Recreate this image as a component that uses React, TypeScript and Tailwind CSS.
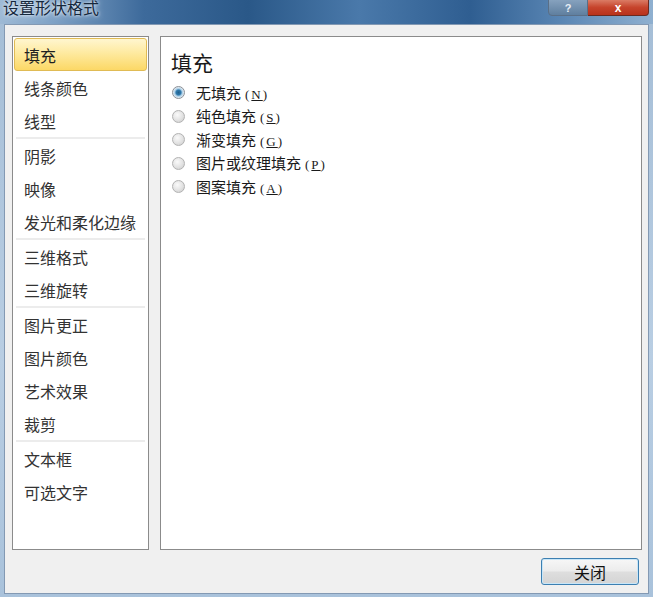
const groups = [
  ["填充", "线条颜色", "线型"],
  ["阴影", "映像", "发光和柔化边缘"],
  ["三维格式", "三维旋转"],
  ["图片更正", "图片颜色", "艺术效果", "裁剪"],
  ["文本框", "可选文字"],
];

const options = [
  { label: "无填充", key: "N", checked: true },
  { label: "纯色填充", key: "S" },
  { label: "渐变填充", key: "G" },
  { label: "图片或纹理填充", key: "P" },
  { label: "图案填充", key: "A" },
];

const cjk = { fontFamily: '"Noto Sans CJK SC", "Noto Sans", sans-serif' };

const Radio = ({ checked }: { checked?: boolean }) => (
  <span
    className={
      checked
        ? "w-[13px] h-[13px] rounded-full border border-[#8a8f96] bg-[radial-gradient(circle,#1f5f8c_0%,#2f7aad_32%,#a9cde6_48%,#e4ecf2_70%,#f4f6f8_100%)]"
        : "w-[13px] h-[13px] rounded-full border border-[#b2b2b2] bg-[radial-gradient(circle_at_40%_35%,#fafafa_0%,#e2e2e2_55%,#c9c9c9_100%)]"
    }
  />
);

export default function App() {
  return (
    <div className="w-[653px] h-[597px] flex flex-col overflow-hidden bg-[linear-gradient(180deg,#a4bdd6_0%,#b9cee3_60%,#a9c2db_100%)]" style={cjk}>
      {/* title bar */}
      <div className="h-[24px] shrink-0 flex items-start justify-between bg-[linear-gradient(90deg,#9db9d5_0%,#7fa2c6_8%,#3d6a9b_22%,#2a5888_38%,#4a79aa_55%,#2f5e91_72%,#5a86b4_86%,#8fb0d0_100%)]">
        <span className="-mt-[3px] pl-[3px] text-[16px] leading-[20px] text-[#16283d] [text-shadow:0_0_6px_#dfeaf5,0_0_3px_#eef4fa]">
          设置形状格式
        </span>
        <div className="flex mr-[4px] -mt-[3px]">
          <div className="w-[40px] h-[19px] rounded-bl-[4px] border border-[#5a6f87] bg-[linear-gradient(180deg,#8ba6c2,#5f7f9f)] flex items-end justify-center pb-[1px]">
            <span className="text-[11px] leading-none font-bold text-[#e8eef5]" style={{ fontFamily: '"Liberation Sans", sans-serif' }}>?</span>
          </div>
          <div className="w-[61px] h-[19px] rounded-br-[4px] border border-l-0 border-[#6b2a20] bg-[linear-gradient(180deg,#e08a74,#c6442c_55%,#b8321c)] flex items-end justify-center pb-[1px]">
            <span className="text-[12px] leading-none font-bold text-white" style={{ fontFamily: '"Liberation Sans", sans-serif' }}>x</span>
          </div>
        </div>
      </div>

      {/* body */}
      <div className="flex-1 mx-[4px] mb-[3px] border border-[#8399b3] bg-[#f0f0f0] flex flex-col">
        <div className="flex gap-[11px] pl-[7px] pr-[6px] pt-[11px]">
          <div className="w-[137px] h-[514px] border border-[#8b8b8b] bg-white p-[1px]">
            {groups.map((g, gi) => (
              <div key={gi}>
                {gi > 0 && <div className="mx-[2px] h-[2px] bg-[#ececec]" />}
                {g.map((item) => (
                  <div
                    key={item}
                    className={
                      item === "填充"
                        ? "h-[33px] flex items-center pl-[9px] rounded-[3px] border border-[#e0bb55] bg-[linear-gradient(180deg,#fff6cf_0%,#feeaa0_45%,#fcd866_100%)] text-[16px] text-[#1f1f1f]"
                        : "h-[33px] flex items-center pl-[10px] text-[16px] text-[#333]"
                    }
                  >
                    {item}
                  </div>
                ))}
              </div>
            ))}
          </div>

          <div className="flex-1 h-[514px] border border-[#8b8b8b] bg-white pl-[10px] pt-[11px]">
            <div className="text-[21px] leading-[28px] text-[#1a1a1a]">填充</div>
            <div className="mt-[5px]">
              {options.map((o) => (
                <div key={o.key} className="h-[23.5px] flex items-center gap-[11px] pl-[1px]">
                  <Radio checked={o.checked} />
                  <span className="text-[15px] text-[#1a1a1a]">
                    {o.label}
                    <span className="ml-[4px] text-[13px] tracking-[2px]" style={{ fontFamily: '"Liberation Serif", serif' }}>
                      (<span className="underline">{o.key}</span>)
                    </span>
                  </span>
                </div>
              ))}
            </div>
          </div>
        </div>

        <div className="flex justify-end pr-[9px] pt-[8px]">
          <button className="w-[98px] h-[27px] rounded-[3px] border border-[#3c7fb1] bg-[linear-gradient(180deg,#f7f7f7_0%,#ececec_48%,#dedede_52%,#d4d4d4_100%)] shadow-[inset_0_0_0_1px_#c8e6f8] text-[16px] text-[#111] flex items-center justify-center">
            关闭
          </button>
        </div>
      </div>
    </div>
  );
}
◆ ◆ ◆
Make an exact copy of the listing above. Do not include the pictures.

Recreate this image as a component that uses React, TypeScript and Tailwind CSS.
const groups = [
  ["填充", "线条颜色", "线型"],
  ["阴影", "映像", "发光和柔化边缘"],
  ["三维格式", "三维旋转"],
  ["图片更正", "图片颜色", "艺术效果", "裁剪"],
  ["文本框", "可选文字"],
];

const options = [
  { label: "无填充", key: "N", checked: true },
  { label: "纯色填充", key: "S" },
  { label: "渐变填充", key: "G" },
  { label: "图片或纹理填充", key: "P" },
  { label: "图案填充", key: "A" },
];

const cjk = { fontFamily: '"Noto Sans CJK SC", "Noto Sans", sans-serif' };

const Radio = ({ checked }: { checked?: boolean }) => (
  <span
    className={
      checked
        ? "w-[13px] h-[13px] rounded-full border border-[#8a8f96] bg-[radial-gradient(circle,#1f5f8c_0%,#2f7aad_32%,#a9cde6_48%,#e4ecf2_70%,#f4f6f8_100%)]"
        : "w-[13px] h-[13px] rounded-full border border-[#b2b2b2] bg-[radial-gradient(circle_at_40%_35%,#fafafa_0%,#e2e2e2_55%,#c9c9c9_100%)]"
    }
  />
);

export default function App() {
  return (
    <div className="w-[653px] h-[597px] flex flex-col overflow-hidden bg-[linear-gradient(180deg,#a4bdd6_0%,#b9cee3_60%,#a9c2db_100%)]" style={cjk}>
      {/* title bar */}
      <div className="h-[24px] shrink-0 flex items-start justify-between bg-[linear-gradient(90deg,#9db9d5_0%,#7fa2c6_8%,#3d6a9b_22%,#2a5888_38%,#4a79aa_55%,#2f5e91_72%,#5a86b4_86%,#8fb0d0_100%)]">
        <span className="-mt-[3px] pl-[3px] text-[16px] leading-[20px] text-[#16283d] [text-shadow:0_0_6px_#dfeaf5,0_0_3px_#eef4fa]">
          设置形状格式
        </span>
        <div className="flex mr-[4px] -mt-[3px]">
          <div className="w-[40px] h-[19px] rounded-bl-[4px] border border-[#5a6f87] bg-[linear-gradient(180deg,#8ba6c2,#5f7f9f)] flex items-end justify-center pb-[1px]">
            <span className="text-[11px] leading-none font-bold text-[#e8eef5]" style={{ fontFamily: '"Liberation Sans", sans-serif' }}>?</span>
          </div>
          <div className="w-[61px] h-[19px] rounded-br-[4px] border border-l-0 border-[#6b2a20] bg-[linear-gradient(180deg,#e08a74,#c6442c_55%,#b8321c)] flex items-end justify-center pb-[1px]">
            <span className="text-[12px] leading-none font-bold text-white" style={{ fontFamily: '"Liberation Sans", sans-serif' }}>x</span>
          </div>
        </div>
      </div>

      {/* body */}
      <div className="flex-1 mx-[4px] mb-[3px] border border-[#8399b3] bg-[#f0f0f0] flex flex-col">
        <div className="flex gap-[11px] pl-[7px] pr-[6px] pt-[11px]">
          <div className="w-[137px] h-[514px] border border-[#8b8b8b] bg-white p-[1px]">
            {groups.map((g, gi) => (
              <div key={gi}>
                {gi > 0 && <div className="mx-[2px] h-[2px] bg-[#ececec]" />}
                {g.map((item) => (
                  <div
                    key={item}
                    className={
                      item === "填充"
                        ? "h-[33px] flex items-center pl-[9px] rounded-[3px] border border-[#e0bb55] bg-[linear-gradient(180deg,#fff6cf_0%,#feeaa0_45%,#fcd866_100%)] text-[16px] text-[#1f1f1f]"
                        : "h-[33px] flex items-center pl-[10px] text-[16px] text-[#333]"
                    }
                  >
                    {item}
                  </div>
                ))}
              </div>
            ))}
          </div>

          <div className="flex-1 h-[514px] border border-[#8b8b8b] bg-white pl-[10px] pt-[11px]">
            <div className="text-[21px] leading-[28px] text-[#1a1a1a]">填充</div>
            <div className="mt-[5px]">
              {options.map((o) => (
                <div key={o.key} className="h-[23.5px] flex items-center gap-[11px] pl-[1px]">
                  <Radio checked={o.checked} />
                  <span className="text-[15px] text-[#1a1a1a]">
                    {o.label}
                    <span className="ml-[4px] text-[13px] tracking-[2px]" style={{ fontFamily: '"Liberation Serif", serif' }}>
                      (<span className="underline">{o.key}</span>)
                    </span>
                  </span>
                </div>
              ))}
            </div>
          </div>
        </div>

        <div className="flex justify-end pr-[9px] pt-[8px]">
          <button className="w-[98px] h-[27px] rounded-[3px] border border-[#3c7fb1] bg-[linear-gradient(180deg,#f7f7f7_0%,#ececec_48%,#dedede_52%,#d4d4d4_100%)] shadow-[inset_0_0_0_1px_#c8e6f8] text-[16px] text-[#111] flex items-center justify-center">
            关闭
          </button>
        </div>
      </div>
    </div>
  );
}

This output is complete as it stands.